Dalam konteks kontemporer, santri dituntut untuk mampu merespons tantangan global. Isu-isu seperti demokrasi, HAM, lingkungan, dan digitalisasi membutuhkan perspektif politik yang arif dan bijaksana. Pesantren dengan basis keilmuan dan nilai moderasinya dapat menawarkan solusi politik yang tidak hanya lokal, tetapi juga relevan di tingkat global.
Santri juga harus mampu mengartikulasikan Islam rahmatan lil alamin dalam politik. Hal ini bukan sekadar jargon, melainkan praktik nyata dalam kebijakan publik yang berpihak pada kesejahteraan rakyat, menjaga toleransi, dan membangun keadilan sosial. Politik santri yang demikian akan memperlihatkan bahwa agama dapat menjadi sumber inspirasi bagi tata kelola negara yang lebih manusiawi.
Jika dilihat secara historis, politik santri adalah politik jalan tengah. Ia tidak radikal, tetapi juga tidak pragmatis. Politik santri berdiri di atas prinsip kemaslahatan umat, loyalitas terhadap bangsa, dan kesetiaan pada nilai-nilai Islam yang inklusif. Itulah yang membuat politik santri tetap relevan hingga kini.
Pesantren sebagai basis lahirnya politik santri akan terus menjadi bagian integral dari perjalanan politik Indonesia.

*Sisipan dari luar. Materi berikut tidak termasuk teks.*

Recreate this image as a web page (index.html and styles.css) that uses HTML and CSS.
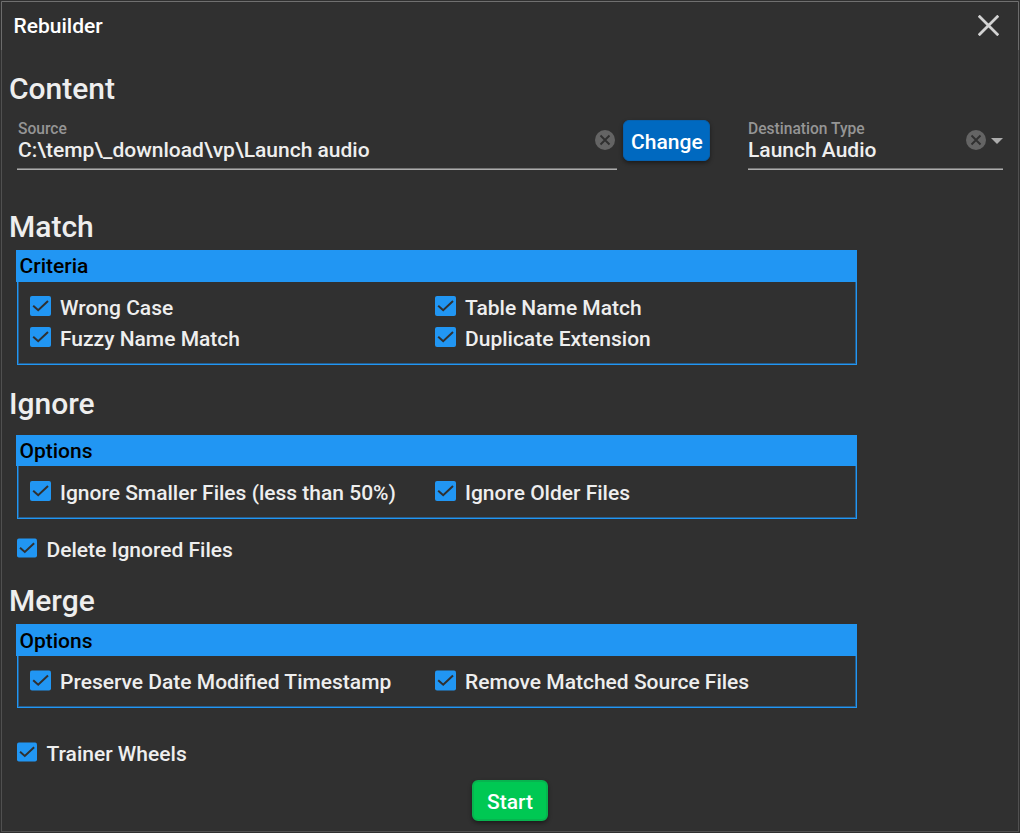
FILE: index.html
```html
<!DOCTYPE html>
<html lang="en">
<head>
<meta charset="utf-8">
<title>Rebuilder</title>
<link rel="stylesheet" href="styles.css">
</head>
<body>
<svg class="defs" width="0" height="0">
  <symbol id="box" viewBox="0 0 21 20"><rect width="21" height="20" rx="2" fill="#2196f3" stroke="none"/><path d="M3.2 9.7 8.2 14.2 18 5" fill="none" stroke="#303030" stroke-width="2"/></symbol>
  <symbol id="clear" viewBox="0 0 20 20"><circle cx="10" cy="10" r="10" fill="#646464"/><path d="M5.5 5.5 14.5 14.5M14.5 5.5 5.5 14.5" stroke="#303030" stroke-width="1.9"/></symbol>
</svg>
<div class="window">
  <header class="titlebar">
    <span class="title">Rebuilder</span>
    <svg class="close" viewBox="0 0 21 21"><path d="M.7.7 20.3 20.3M20.3.7.7 20.3" stroke="#d2d2d2" stroke-width="2.8"/></svg>
  </header>
  <main class="content">
    <h2 class="heading">Content</h2>
    <div class="fields">
      <div class="field source">
        <div class="text"><div class="caption">Source</div><div class="value">C:\temp\_download\vp\Launch audio</div></div>
        <svg class="clear"><use href="#clear"/></svg>
      </div>
      <button class="button change">Change</button>
      <div class="field type">
        <div class="text"><div class="caption">Destination Type</div><div class="value">Launch Audio</div></div>
        <svg class="clear"><use href="#clear"/></svg>
        <svg class="arrow" viewBox="0 0 12 6"><path d="M0 0H12L6 6Z" fill="#acacac"/></svg>
      </div>
    </div>

    <h2 class="heading match">Match</h2>
    <section class="panel criteria">
      <h3 class="bar">Criteria</h3>
      <div class="options">
        <label class="option"><svg class="box"><use href="#box"/></svg><span>Wrong Case</span></label>
        <label class="option"><svg class="box"><use href="#box"/></svg><span>Table Name Match</span></label>
        <label class="option"><svg class="box"><use href="#box"/></svg><span>Fuzzy Name Match</span></label>
        <label class="option"><svg class="box"><use href="#box"/></svg><span>Duplicate Extension</span></label>
      </div>
    </section>

    <h2 class="heading ignore">Ignore</h2>
    <section class="panel ignore-panel">
      <h3 class="bar">Options</h3>
      <div class="options">
        <label class="option"><svg class="box"><use href="#box"/></svg><span>Ignore Smaller Files (less than 50%)</span></label>
        <label class="option"><svg class="box"><use href="#box"/></svg><span>Ignore Older Files</span></label>
      </div>
    </section>
    <label class="option single delete"><svg class="box"><use href="#box"/></svg><span>Delete Ignored Files</span></label>

    <h2 class="heading merge">Merge</h2>
    <section class="panel merge-panel">
      <h3 class="bar">Options</h3>
      <div class="options">
        <label class="option"><svg class="box"><use href="#box"/></svg><span>Preserve Date Modified Timestamp</span></label>
        <label class="option"><svg class="box"><use href="#box"/></svg><span>Remove Matched Source Files</span></label>
      </div>
    </section>
    <label class="option single trainer"><svg class="box"><use href="#box"/></svg><span>Trainer Wheels</span></label>
    <button class="button start">Start</button>
  </main>
</div>
</body>
</html>
```

FILE: styles.css
```css
* { box-sizing: border-box; }
body {
  margin: 0;
  padding: 1px;
  height: 833px;
  overflow: hidden;
  background: #303030;
  color: #eeeeee;
  font: 500 21px/31px Roboto, sans-serif;
}
.defs { position: absolute; }
.window {
  height: 831px;
  border: 1px solid #505050;
  border-top-color: #707070;
}
.titlebar {
  display: flex;
  justify-content: space-between;
  align-items: center;
  height: 48px;
  margin: 0 -1px;
  padding: 0 19px 0 11.5px;
  border: solid #6c6c6c;
  border-width: 0 1px;
  color: #ffffff;
}
.close { width: 21px; height: 21px; margin-bottom: 2px; }
.content { display: flex; flex-direction: column; align-items: flex-start; padding-left: 7px; }
.heading { margin: 21px 0 0; font-size: 30px; font-weight: 500; line-height: 36px; }
.fields { display: flex; align-items: flex-start; height: 62px; margin-left: 8px; padding-top: 12px; }
.field { display: flex; height: 51px; border-bottom: 1px solid #acacac; box-shadow: inset 0 -1px #747474; }
.source { width: 600px; padding: 0 2px 0 1px; }
.type { width: 255px; margin-left: 38px; }
.text { flex: 1; }
.caption { height: 18px; color: #959595; font-size: 15.6px; line-height: 20px; }
.value { line-height: 26px; }
.clear { width: 20px; height: 20px; margin-top: 11px; }
.arrow { width: 12px; height: 6px; margin: 19px 0 0 5px; }
.button {
  padding: 0;
  border: 1px solid;
  border-radius: 6px;
  color: #ffffff;
  font: 500 21px/38px Roboto, sans-serif;
  box-shadow: 0 2px 4px rgba(0, 0, 0, .45);
}
.change { width: 87px; height: 41px; margin: 1px 0 0 6.4px; padding-top: 2px; background: #0069c0; border-color: #0761ae; }
.type { margin-left: 37.6px; }
.match { margin-top: 40px; }
.panel { width: 841px; margin: 5px 0 0 7px; }
.bar { height: 32px; margin: 0; padding-left: 3.5px; background: #2196f3; color: #000; font-size: 21px; font-weight: 500; line-height: 32px; }
.options {
  display: grid;
  grid-template-columns: 405px 1fr;
  grid-auto-rows: 31px;
  margin-left: 1px;
  padding: 10px 0 0 12px;
  border: solid #2196f3;
  border-width: 0 1px 1px;
  box-shadow: inset 1px -1px #285e8c, inset -1px 0 #285e8c;
}
.option { display: flex; gap: 9px; line-height: 33px; white-space: nowrap; }
.box { width: 21px; height: 20px; margin-top: 4px; }
.criteria .options { height: 83px; }
.ignore { margin-top: 21px; }
.ignore-panel { margin-top: 13px; }
.ignore-panel .bar { height: 31px; }
.ignore-panel .options { height: 53px; padding-top: 11px; }
.single { height: 31px; margin-left: 8px; gap: 9.5px; }
.single .box { width: 20px; }
.delete { margin-top: 15px; }
.merge { margin-top: 18px; }
.merge-panel .bar { line-height: 34px; }
.merge-panel .options { height: 52px; }
.merge-panel .box { height: 21px; }
.trainer { margin-top: 30px; }
.start { width: 76px; height: 41px; margin: 11px 0 0 463px; padding-top: 3px; background: #00c853; border: 2px solid #07b44f; line-height: 34px; }
```
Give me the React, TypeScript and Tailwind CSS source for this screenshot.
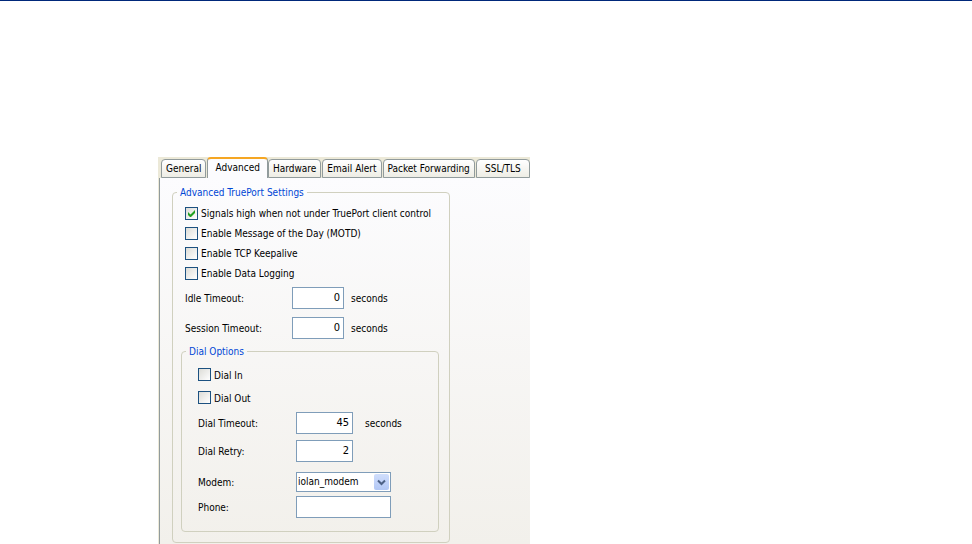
import React, { useState } from 'react';

const TABS = ['General', 'Advanced', 'Hardware', 'Email Alert', 'Packet Forwarding', 'SSL/TLS'];

interface CheckProps {
  label: string;
  defaultChecked?: boolean;
}

const Check: React.FC<CheckProps> = ({ label, defaultChecked }) => {
  const [checked, setChecked] = useState(!!defaultChecked);

  return (
    <label className="flex items-center gap-[3px] whitespace-nowrap">
      <span className="grid">
        <input
          type="checkbox"
          checked={checked}
          onChange={(e) => setChecked(e.target.checked)}
          className="col-start-1 row-start-1 w-[13px] h-[13px] appearance-none border border-[#1c5180] bg-linear-to-br from-[#dcdcd7] to-white"
        />
        {checked && (
          <svg className="col-start-1 row-start-1 w-[13px] h-[13px] pointer-events-none" viewBox="0 0 13 13">
            <path d="M3 5v3l2 2h1l4-4V3L5.500 7.500z" fill="#21a121" />
          </svg>
        )}
      </span>
      <span className="pt-0.5">{label}</span>
    </label>
  );
};

interface NumberFieldProps {
  id: string;
  value: string;
  className: string;
}

const NumberField: React.FC<NumberFieldProps> = ({ id, value, className }) => (
  <input
    id={id}
    type="text"
    defaultValue={value}
    className={`h-[22px] border border-[#7f9db9] bg-white pr-[3px] pb-0.5 text-right text-[11px] outline-none ${className}`}
  />
);

const App: React.FC = () => {
  const [activeTab, setActiveTab] = useState('Advanced');

  return (
    <div className="h-screen overflow-hidden flex flex-col bg-white border-t border-[#00287a] pt-[156px] pl-[158px] font-['DejaVu_Sans_Condensed','DejaVu_Sans',sans-serif] text-[10px] leading-4 text-black">
      <div className="flex-1 w-full max-w-[372px] flex flex-col bg-[#ece9d8]">
        <div role="tablist" className="h-[21px] flex items-end pl-[3px] whitespace-nowrap">
          {TABS.map((tab) => (
            <button
              key={tab}
              role="tab"
              aria-selected={activeTab === tab}
              onClick={() => setActiveTab(tab)}
              className={
                activeTab === tab
                  ? 'h-[21px] px-[7px] pb-0.5 border-x border-t-2 border-x-[#919b9c] border-t-[#f5a623] rounded-t-sm bg-[#fcfcfe]'
                  : 'h-[19px] px-1 pt-px mr-px last:mr-0 last:grow border border-[#919b9c] rounded-t-sm bg-linear-to-b from-white to-[#eeede5]'
              }
            >
              {tab}
            </button>
          ))}
        </div>

        <div className="flex-1 ml-px pt-[6px] pl-3 pr-20 border-l border-[#919b9c] bg-linear-to-b from-[#fcfcfe] to-[#f2f0eb]">
          <fieldset className="min-w-0 border border-[#d0d0bf] rounded-sm pb-[10px]">
            <legend className="ml-1 px-[3px] pt-0.5 leading-[14px] text-[#0046d5]">Advanced TruePort Settings</legend>

            <div className="px-3 pt-[3px]">
              <div className="grid auto-rows-[20px]">
                <Check label="Signals high when not under TruePort client control" defaultChecked />
                <Check label="Enable Message of the Day (MOTD)" />
                <Check label="Enable TCP Keepalive" />
                <Check label="Enable Data Logging" />
              </div>
              <div className="grid grid-cols-[107px_52px_auto] auto-rows-[30px] items-center [&>label]:pt-0.5 [&>span]:pt-0.5">
                <label htmlFor="idle">Idle Timeout:</label>
                <NumberField id="idle" value="0" className="w-[52px]" />
                <span className="pl-[7px]">seconds</span>
                <label htmlFor="session">Session Timeout:</label>
                <NumberField id="session" value="0" className="w-[52px]" />
                <span className="pl-[7px]">seconds</span>
              </div>
            </div>

            <fieldset className="min-w-0 ml-2 mr-[10px] border border-[#d0d0bf] rounded-sm px-4 pb-3">
              <legend className="-ml-3 px-[3px] pt-0.5 leading-[14px] text-[#0046d5]">Dial Options</legend>

              <div className="grid auto-rows-[23px] pt-1">
                <Check label="Dial In" />
                <Check label="Dial Out" />
              </div>

              <div className="grid grid-cols-[98px_auto_1fr] auto-rows-[28px] items-center [&>label]:pt-0.5 [&>span]:pt-0.5">
                <label htmlFor="dial-timeout">Dial Timeout:</label>
                <NumberField id="dial-timeout" value="45" className="w-[57px]" />
                <span className="pl-3">seconds</span>
                <label htmlFor="dial-retry">Dial Retry:</label>
                <NumberField id="dial-retry" value="2" className="w-[57px]" />
              </div>

              <div className="grid grid-cols-[98px_95px] auto-rows-[25px] items-center pt-1 [&>label]:pt-0.5">
                <label htmlFor="modem">Modem:</label>
                <div className="grid items-center">
                  <select
                    id="modem"
                    className="col-start-1 row-start-1 w-full h-5 appearance-none border border-[#7f9db9] bg-white pl-px outline-none"
                  >
                    <option>iolan_modem</option>
                  </select>
                  <svg
                    className="col-start-1 row-start-1 justify-self-end mr-[2px] w-[15px] h-4 rounded-xs bg-linear-to-b from-[#d0defc] to-[#b2c7f5] pointer-events-none"
                    viewBox="0 0 15 16"
                  >
                    <path d="M4 6.500l3.500 3.500L11 6.500" fill="none" stroke="#4d6185" strokeWidth="2" />
                  </svg>
                </div>
                <label htmlFor="phone">Phone:</label>
                <input
                  id="phone"
                  type="text"
                  className="w-full h-[22px] border border-[#7f9db9] bg-white px-1 outline-none"
                />
              </div>
            </fieldset>
          </fieldset>
        </div>
      </div>
    </div>
  );
};

export default App;
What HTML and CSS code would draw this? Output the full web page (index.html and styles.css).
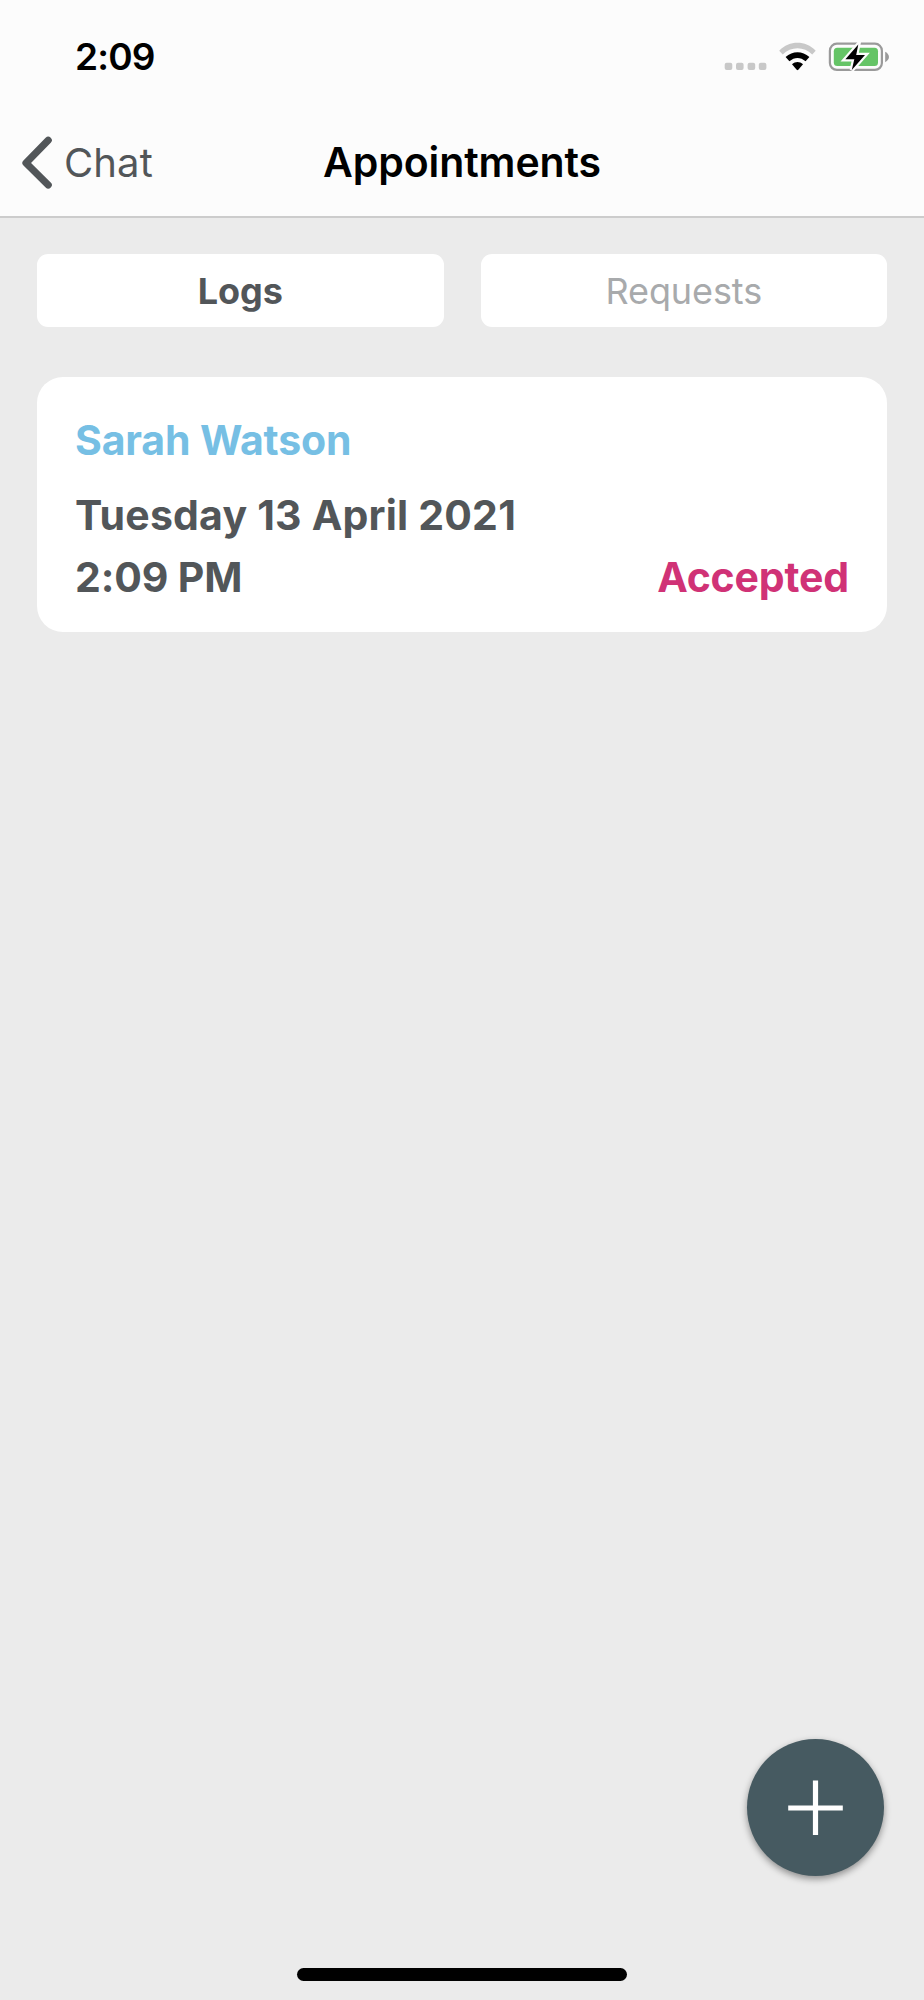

Selama pesantren mampu menjaga independensinya, politik santri akan tetap menjadi kekuatan moral bangsa. Kekuasaan hanyalah sarana, sedangkan tujuan utamanya adalah menghadirkan kemaslahatan bagi seluruh rakyat Indonesia.
Dengan demikian, politik santri bukan sekadar catatan sejarah, tetapi juga proyek masa depan. Santri harus terus mengawal demokrasi, menegakkan keadilan, dan menjaga persatuan bangsa. Di tengah dinamika politik nasional yang kerap penuh intrik, politik santri harus tampil sebagai wajah politik yang ramah, santun, dan berlandaskan nilai kemanusiaan universal.